Another inflation gauge comes in hot with producer prices jumping 6.2% in April from a year ago

Workers assemble a three-wheeled electric fun utility vehicle (FUV) at the Arcimoto manufacturing facility in Eugene, Oregon, April 19, 2021.

Alisha Jucevic | Bloomberg | Getty Images

Companies paid much higher prices to producers in April for everything from steel to meat in another sign of inflation in an economy rapidly recovering from the pandemic. The new data comes a day after a sharp gain in consumer prices sent the stock market reeling.

The Producer Price Index rose 0.6% from March, according to the U.S. Bureau of Labor Statistics. Year over year, the PPI spiked 6.2%, the largest increase since the agency started tracking the data in 2010.

Economists polled by FactSet were expecting a 0.3% monthly increase in April and 3.8% year over year.

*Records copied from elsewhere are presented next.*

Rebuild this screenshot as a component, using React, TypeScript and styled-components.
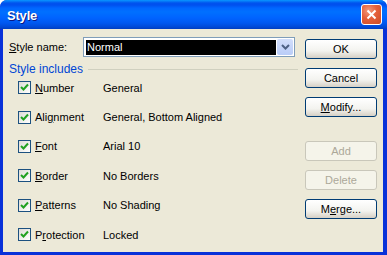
import styled, { createGlobalStyle } from "styled-components";

const Global = createGlobalStyle`
    html, body {
        margin: 0;
        padding: 0;
        background: #ffffff;
    }
    body {
        font-family: Tahoma, "Liberation Sans", Arial, sans-serif;
        font-size: 11px;
        color: #000;
    }
`;

const Window = styled.div`
    width: 387px;
    height: 255px;
    display: flex;
    flex-direction: column;
    background: #0831D9;
    border-radius: 7px 7px 0 0;
    overflow: hidden;
    box-sizing: border-box;
`;

const TitleBar = styled.div`
    height: 29px;
    flex: none;
    display: flex;
    align-items: center;
    justify-content: space-between;
    padding: 0 5px 0 7px;
    background: linear-gradient(to bottom,
        #0997FF 0px, #0053EE 3px, #0050EE 5px, #0066FF 8px,
        #0070FF 12px, #0063FF 18px, #0058F0 23px, #0049D6 27px, #003DC0 29px);
`;

const Title = styled.span`
    color: #fff;
    font-family: "Liberation Sans", Arial, sans-serif;
    font-weight: bold;
    font-size: 13px;
    text-shadow: 1px 1px 0 #0A1883;
    letter-spacing: -0.2px;
    margin-top: 1px;
`;

const CloseButton = styled.div`
    width: 21px;
    height: 21px;
    box-sizing: border-box;
    border: 1px solid #fff;
    border-radius: 3px;
    background: radial-gradient(circle at 35% 30%, #F39A7C 0%, #E45F3A 45%, #CC4B25 100%);
    display: flex;
    align-items: center;
    justify-content: center;
`;

const Body = styled.div`
    flex: 1;
    margin: 0 4px 3px 3px;
    background: #ECE9D8;
    display: flex;
    padding: 0 0 0 6px;
`;

const LeftColumn = styled.div`
    width: 286px;
    display: flex;
    flex-direction: column;
`;

const NameRow = styled.div`
    margin-top: 8px;
    display: flex;
    align-items: center;
    height: 20px;
`;

const NameLabel = styled.span`
    width: 74px;
`;

const Combo = styled.div`
    width: 212px;
    height: 20px;
    box-sizing: border-box;
    border: 1px solid #7F9DB9;
    background: #fff;
    display: flex;
    align-items: center;
    padding: 1px 1px 1px 2px;
    gap: 1px;
`;

const Selected = styled.div`
    flex: 1;
    height: 15px;
    background: #000;
    color: #fff;
    line-height: 15px;
    padding-left: 1px;
`;

const DropButton = styled.div`
    width: 16px;
    height: 16px;
    border-radius: 2px;
    background: linear-gradient(to bottom, #D2DEFB, #B9CCF7);
    display: flex;
    align-items: center;
    justify-content: center;
`;

const GroupHeader = styled.div`
    margin-top: 5px;
    height: 13px;
    display: flex;
    align-items: center;
    gap: 5px;
`;

const GroupTitle = styled.span`
    color: #0046D5;
    font-size: 12px;
`;

const Rule = styled.div`
    flex: 1;
    height: 1px;
    background: #D0D0BF;
    margin-top: 1px;
    margin-right: -3px;
`;

const Options = styled.div`
    margin-top: -2px;
    display: flex;
    flex-direction: column;
`;

const OptionRow = styled.div`
    height: 29.4px;
    display: flex;
    align-items: center;
    padding-left: 9px;
`;

const CheckBox = styled.div`
    width: 13px;
    height: 13px;
    box-sizing: border-box;
    border: 1px solid #1C5180;
    background: linear-gradient(135deg, #DCDBD5, #FFFFFF);
    display: flex;
    align-items: center;
    justify-content: center;
    margin-right: 4px;
`;

const OptionLabel = styled.span`
    width: 68px;
`;

const OptionValue = styled.span``;

const RightColumn = styled.div`
    margin-left: 10px;
    padding-top: 10px;
    display: flex;
    flex-direction: column;
    gap: 9px;
`;

const Button = styled.div<{ $disabled?: boolean; $gapTop?: boolean }>`
    width: 72px;
    height: 20px;
    box-sizing: border-box;
    border: 1px solid ${({ $disabled }) => ($disabled ? "#C9C7BA" : "#003C74")};
    border-radius: 3px;
    background: ${({ $disabled }) =>
        $disabled ? "#F5F4EA" : "linear-gradient(to bottom, #FFFFFF, #F3F3EF 60%, #D6D0C5)"};
    color: ${({ $disabled }) => ($disabled ? "#ACA899" : "#000")};
    display: flex;
    align-items: center;
    justify-content: center;
    margin-top: ${({ $gapTop }) => ($gapTop ? "15px" : "0")};
`;

const Key = styled.span`
    text-decoration: underline;
`;

function Check() {
    return (
        <svg width="9" height="9" viewBox="0 0 9 9">
            <path d="M1 4 L3.5 6.5 L8 1.5" stroke="#21A121" strokeWidth="2" fill="none" />
        </svg>
    );
}

const options: [React.ReactNode, string][] = [
    [<><Key>N</Key>umber</>, "General"],
    [<>Ali<Key>g</Key>nment</>, "General, Bottom Aligned"],
    [<><Key>F</Key>ont</>, "Arial 10"],
    [<><Key>B</Key>order</>, "No Borders"],
    [<><Key>P</Key>atterns</>, "No Shading"],
    [<>P<Key>r</Key>otection</>, "Locked"],
];

export default function App() {
    return (
        <>
            <Global />
            <Window>
                <TitleBar>
                    <Title>Style</Title>
                    <CloseButton>
                        <svg width="11" height="11" viewBox="0 0 11 11">
                            <path d="M1.5 1.5 L9.5 9.5 M9.5 1.5 L1.5 9.5" stroke="#fff" strokeWidth="2" />
                        </svg>
                    </CloseButton>
                </TitleBar>
                <Body>
                    <LeftColumn>
                        <NameRow>
                            <NameLabel><Key>S</Key>tyle name:</NameLabel>
                            <Combo>
                                <Selected>Normal</Selected>
                                <DropButton>
                                    <svg width="9" height="6" viewBox="0 0 9 6">
                                        <path d="M1 1 L4.5 4.5 L8 1" stroke="#4D6185" strokeWidth="2" fill="none" />
                                    </svg>
                                </DropButton>
                            </Combo>
                        </NameRow>
                        <GroupHeader>
                            <GroupTitle>Style includes</GroupTitle>
                            <Rule />
                        </GroupHeader>
                        <Options>
                            {options.map(([label, value], i) => (
                                <OptionRow key={i}>
                                    <CheckBox><Check /></CheckBox>
                                    <OptionLabel>{label}</OptionLabel>
                                    <OptionValue>{value}</OptionValue>
                                </OptionRow>
                            ))}
                        </Options>
                    </LeftColumn>
                    <RightColumn>
                        <Button>OK</Button>
                        <Button>Cancel</Button>
                        <Button><span><Key>M</Key>odify...</span></Button>
                        <Button $disabled $gapTop>Add</Button>
                        <Button $disabled>Delete</Button>
                        <Button><span>M<Key>e</Key>rge...</span></Button>
                    </RightColumn>
                </Body>
            </Window>
        </>
    );
}
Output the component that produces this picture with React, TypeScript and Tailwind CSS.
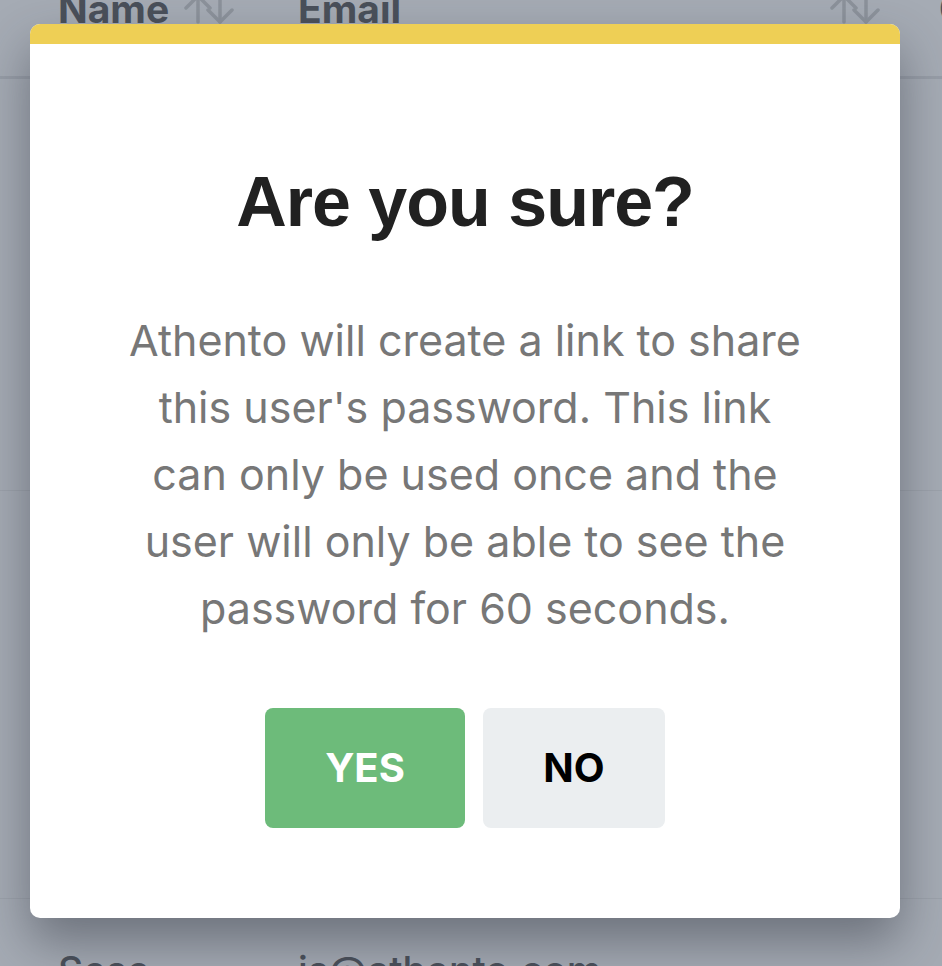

The core PPI, which excludes volatile items like foods, energy and trade services, rose 0.7% in April from the previous month and jumped 4.6% year over year. The increase from a year ago was the biggest jump since 2014 when the department first calculated the data.

The Producer Prices Index came into focus after Wednesday’s consumer prices report showed hotter-than-expected inflation and triggered a big sell-off in the stock market.

The Labor Department reported that the prices American consumers pay for goods and services accelerated at their fastest pace since 2008 last month with the Consumer Price Index spiking 4.2% from a year ago.

Producer prices measure the prices paid to producers as opposed to prices on the consumer level.

A sharp jump in steel mill products contributed to the leap in producer prices in April, the Labor Department said. Prices for beef and veal, pork, residential natural gas, plastic resins and materials and dairy products also moved higher last month.

Prices for steel products jumped 18.4% in April from a month earlier, while foods prices edged up 2.1%.

In addition to rising prices, one of the main reasons for the big annual pace was because of base effects, meaning inflation was very low at this time in 2020 as the Covid pandemic shut down big parts of the economy. Year-over-year comparisons are going to be distorted for the next few months, and the Federal Reserve has warned about these headline numbers.

Higher price pressures come as the country tries to recover from the pandemic-induced recession. While a pickup in inflation is normal as the economy reopens, investors fear it could squeeze companies’ margins and erode profits if lofty prices are sustained for a long period. Such a scenario could also force the central bank to start tapering easy monetary policies in place.